__Prompt__. Output the material beneath this task exactly, images excluded.

__Information supplied__.

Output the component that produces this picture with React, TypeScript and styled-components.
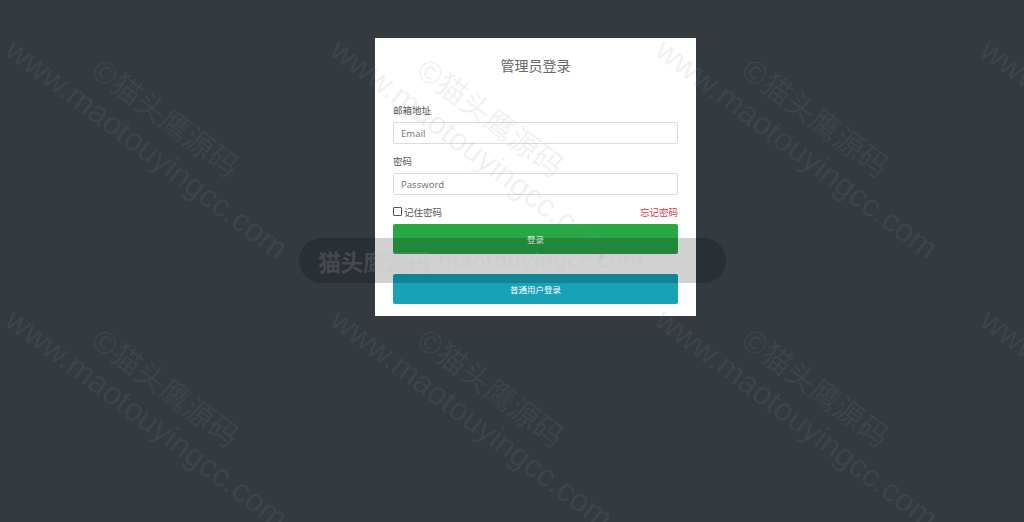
import React from 'react'
import styled, { createGlobalStyle } from 'styled-components'

const GlobalStyle = createGlobalStyle`
html, body {
    margin: 0;
    padding: 0;
    background: #343a40;
}
body {
    font-family: "Noto Sans CJK SC", "Noto Sans", sans-serif;
}
`

const Page = styled.div`
position: relative;
width: 1024px;
height: 522px;
overflow: hidden;
background: #343a40;
padding: 38px 0 0 375px;
box-sizing: border-box;
`

const Card = styled.div`
width: 321px;
background: #fff;
padding: 16px 18px 12px;
box-sizing: border-box;
display: flex;
flex-direction: column;
`

const Title = styled.h4`
margin: 0 0 26px;
text-align: center;
font-size: 14px;
font-weight: 400;
line-height: 23px;
color: #666;
`

const Field = styled.div<{ $gap: number }>`
display: flex;
flex-direction: column;
gap: 4px;
margin-bottom: ${p => p.$gap}px;
`

const Label = styled.label`
font-size: 9.5px;
line-height: 15px;
color: #555;
`

const Input = styled.input`
height: 22px;
box-sizing: border-box;
border: 1px solid #dcdcdc;
border-radius: 2px;
padding: 0 7px;
font-family: "Noto Sans", "Noto Sans CJK SC", sans-serif;
font-size: 9.5px;
color: #555;
outline: none;
&::placeholder {
    color: #7a7a7a;
}
`

const OptionsRow = styled.div`
display: flex;
justify-content: space-between;
align-items: center;
height: 15px;
margin-bottom: 5px;
font-size: 9.5px;
`

const Remember = styled.label`
display: flex;
align-items: center;
gap: 2px;
color: #555;
`

const Box = styled.span`
width: 7px;
height: 7px;
border: 1px solid #555;
border-radius: 1px;
background: #fff;
`

const Forgot = styled.a`
color: #dc3545;
text-decoration: none;
`

const Button = styled.button<{ $tone: string }>`
height: 30px;
border: none;
border-radius: 2px;
background: ${p => p.$tone};
color: #fff;
font-family: "Noto Sans CJK SC", sans-serif;
font-size: 8.5px;
cursor: pointer;
& + & {
    margin-top: 20px;
}
`

const Marks = styled.div`
position: absolute;
inset: 0;
pointer-events: none;
`

const Mark = styled.div`
position: absolute;
transform: rotate(37deg);
transform-origin: 0 0;
white-space: nowrap;
color: rgba(140, 140, 140, 0.13);
font-size: 32px;
line-height: 38px;
`

const MarkCn = styled.div`
padding-left: 80px;
font-family: "Noto Sans CJK SC", sans-serif;
font-size: 30px;
`

const MarkUrl = styled.div`
font-family: "Liberation Sans", Arial, sans-serif;
`

const Pill = styled.div`
position: absolute;
left: 299px;
top: 238px;
width: 427px;
height: 45px;
border-radius: 23px;
background: rgba(0, 0, 0, 0.18);
display: flex;
align-items: center;
padding-left: 19px;
box-sizing: border-box;
gap: 8px;
color: rgba(190, 190, 190, 0.2);
pointer-events: none;
`

const PillCn = styled.span`
font-family: "Noto Sans CJK SC", sans-serif;
font-size: 23px;
font-weight: 700;
letter-spacing: -0.5px;
`

const PillUrl = styled.span`
font-family: "DejaVu Sans", sans-serif;
font-size: 21px;
letter-spacing: 0.3px;
`

const tiles: { x: number; y: number }[] = []
for (let r = 0; r < 2; r++) {
    for (let c = 0; c < 4; c++) {
        tiles.push({ x: 44 + c * 325, y: 0 + r * 270 })
    }
}

export default function App() {
    return (
        <>
            <GlobalStyle />
            <Page>
                <Card>
                    <Title>管理员登录</Title>
                    <Field $gap={10}>
                        <Label>邮箱地址</Label>
                        <Input placeholder="Email" />
                    </Field>
                    <Field $gap={9}>
                        <Label>密码</Label>
                        <Input type="password" placeholder="Password" />
                    </Field>
                    <OptionsRow>
                        <Remember><Box />记住密码</Remember>
                        <Forgot href="#">忘记密码</Forgot>
                    </OptionsRow>
                    <Button $tone="#28a745">登录</Button>
                    <Button $tone="#17a2b8">普通用户登录</Button>
                </Card>
                <Marks>
                    {tiles.map((t, i) => (
                        <Mark key={i} style={{ left: t.x, top: t.y }}>
                            <MarkCn>©猫头鹰源码</MarkCn>
                            <MarkUrl>www.maotouyingcc.com</MarkUrl>
                        </Mark>
                    ))}
                </Marks>
                <Pill>
                    <PillCn>猫头鹰源码</PillCn>
                    <PillUrl>maotouyingcc.com</PillUrl>
                </Pill>
            </Page>
        </>
    )
}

__Completed task__.
Output the component that produces this picture with React, TypeScript and styled-components.
import React from 'react'
import styled, { createGlobalStyle } from 'styled-components'

const GlobalStyle = createGlobalStyle`
html, body {
    margin: 0;
    padding: 0;
    background: #343a40;
}
body {
    font-family: "Noto Sans CJK SC", "Noto Sans", sans-serif;
}
`

const Page = styled.div`
position: relative;
width: 1024px;
height: 522px;
overflow: hidden;
background: #343a40;
padding: 38px 0 0 375px;
box-sizing: border-box;
`

const Card = styled.div`
width: 321px;
background: #fff;
padding: 16px 18px 12px;
box-sizing: border-box;
display: flex;
flex-direction: column;
`

const Title = styled.h4`
margin: 0 0 26px;
text-align: center;
font-size: 14px;
font-weight: 400;
line-height: 23px;
color: #666;
`

const Field = styled.div<{ $gap: number }>`
display: flex;
flex-direction: column;
gap: 4px;
margin-bottom: ${p => p.$gap}px;
`

const Label = styled.label`
font-size: 9.5px;
line-height: 15px;
color: #555;
`

const Input = styled.input`
height: 22px;
box-sizing: border-box;
border: 1px solid #dcdcdc;
border-radius: 2px;
padding: 0 7px;
font-family: "Noto Sans", "Noto Sans CJK SC", sans-serif;
font-size: 9.5px;
color: #555;
outline: none;
&::placeholder {
    color: #7a7a7a;
}
`

const OptionsRow = styled.div`
display: flex;
justify-content: space-between;
align-items: center;
height: 15px;
margin-bottom: 5px;
font-size: 9.5px;
`

const Remember = styled.label`
display: flex;
align-items: center;
gap: 2px;
color: #555;
`

const Box = styled.span`
width: 7px;
height: 7px;
border: 1px solid #555;
border-radius: 1px;
background: #fff;
`

const Forgot = styled.a`
color: #dc3545;
text-decoration: none;
`

const Button = styled.button<{ $tone: string }>`
height: 30px;
border: none;
border-radius: 2px;
background: ${p => p.$tone};
color: #fff;
font-family: "Noto Sans CJK SC", sans-serif;
font-size: 8.5px;
cursor: pointer;
& + & {
    margin-top: 20px;
}
`

const Marks = styled.div`
position: absolute;
inset: 0;
pointer-events: none;
`

const Mark = styled.div`
position: absolute;
transform: rotate(37deg);
transform-origin: 0 0;
white-space: nowrap;
color: rgba(140, 140, 140, 0.13);
font-size: 32px;
line-height: 38px;
`

const MarkCn = styled.div`
padding-left: 80px;
font-family: "Noto Sans CJK SC", sans-serif;
font-size: 30px;
`

const MarkUrl = styled.div`
font-family: "Liberation Sans", Arial, sans-serif;
`

const Pill = styled.div`
position: absolute;
left: 299px;
top: 238px;
width: 427px;
height: 45px;
border-radius: 23px;
background: rgba(0, 0, 0, 0.18);
display: flex;
align-items: center;
padding-left: 19px;
box-sizing: border-box;
gap: 8px;
color: rgba(190, 190, 190, 0.2);
pointer-events: none;
`

const PillCn = styled.span`
font-family: "Noto Sans CJK SC", sans-serif;
font-size: 23px;
font-weight: 700;
letter-spacing: -0.5px;
`

const PillUrl = styled.span`
font-family: "DejaVu Sans", sans-serif;
font-size: 21px;
letter-spacing: 0.3px;
`

const tiles: { x: number; y: number }[] = []
for (let r = 0; r < 2; r++) {
    for (let c = 0; c < 4; c++) {
        tiles.push({ x: 44 + c * 325, y: 0 + r * 270 })
    }
}

export default function App() {
    return (
        <>
            <GlobalStyle />
            <Page>
                <Card>
                    <Title>管理员登录</Title>
                    <Field $gap={10}>
                        <Label>邮箱地址</Label>
                        <Input placeholder="Email" />
                    </Field>
                    <Field $gap={9}>
                        <Label>密码</Label>
                        <Input type="password" placeholder="Password" />
                    </Field>
                    <OptionsRow>
                        <Remember><Box />记住密码</Remember>
                        <Forgot href="#">忘记密码</Forgot>
                    </OptionsRow>
                    <Button $tone="#28a745">登录</Button>
                    <Button $tone="#17a2b8">普通用户登录</Button>
                </Card>
                <Marks>
                    {tiles.map((t, i) => (
                        <Mark key={i} style={{ left: t.x, top: t.y }}>
                            <MarkCn>©猫头鹰源码</MarkCn>
                            <MarkUrl>www.maotouyingcc.com</MarkUrl>
                        </Mark>
                    ))}
                </Marks>
                <Pill>
                    <PillCn>猫头鹰源码</PillCn>
                    <PillUrl>maotouyingcc.com</PillUrl>
                </Pill>
            </Page>
        </>
    )
}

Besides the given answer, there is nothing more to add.